Principles of Warp Drive

Long considered to be a science fiction gimmick that could never actually be achieved, recent scientific work by Alcubierre has given evidence that faster-than-light warp travel may actually be achievable, although it would require far more advanced technology than we have today. Furthermore, if such travel could be achieved, it can be altered to act as a time machine.

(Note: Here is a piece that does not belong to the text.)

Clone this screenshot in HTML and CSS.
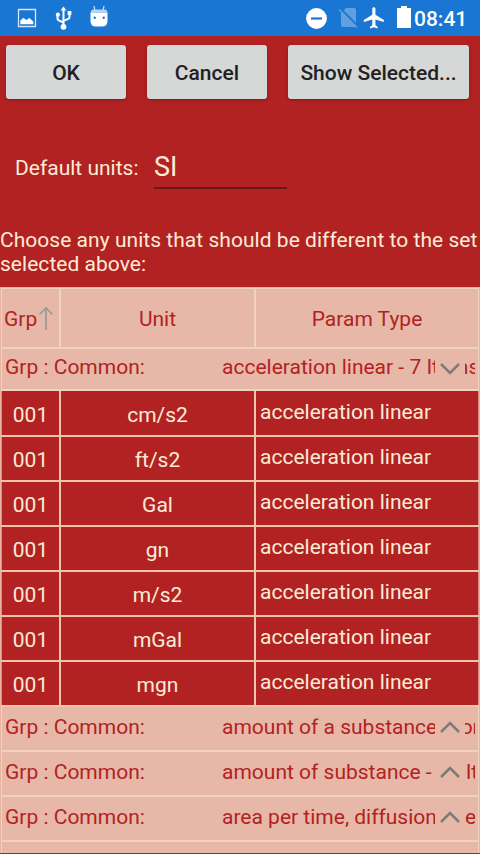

Warp travel allows objects to travel faster than light in the same way that allows far galaxies to be receding from the Earth at speeds greater than light. Instead of moving a ship (or whatever) through spacetime, a warp drive operates by creating a ‘bubble’ of space (which includes the ship) and propels this ‘bubble’ through spacetime by contracting the space between the ship and its destination (decreasing the distance) and expanding the space between the ship and its origin (increasing the distance). In this way, the ship, viewed from outside, appears to move from origin to destination at the chosen speed.

Use as a Time Machine

Rather than simply travelling through space, however, one person by the name of Everett has shown that there is another aspect of such travel. The properties of warp travel given above are also consistent with a situation in which the spacetime axes inside the bubble have been changed with respect to those outside the bubble. Specifically, the axis which represents time inside the warp bubble is bent on an angle towards the direction of travel outside the warp bubble. (A similar phenomenon is seen at the event horizon of black holes, where escape is impossible because the time axis has been tipped over so that it points towards the black hole.) This leads to the very passage of time inside the bubble (or black hole) being equivalent to outside motion as seen from the outside universe.

This has an important consequence for the question of time travel. If the axis of time inside the warp bubble has been bent towards a direction in space outside the warp bubble, then is it possible that a direction of space inside the bubble is equivalent to the direction of time outside the bubble? The answer would appear to be yes, and if so, it follows that it is possible to change one’s movement through time – as seen by an observer outside – by changing one’s speed in the direction of space inside the bubble that corresponds to time outside the bubble.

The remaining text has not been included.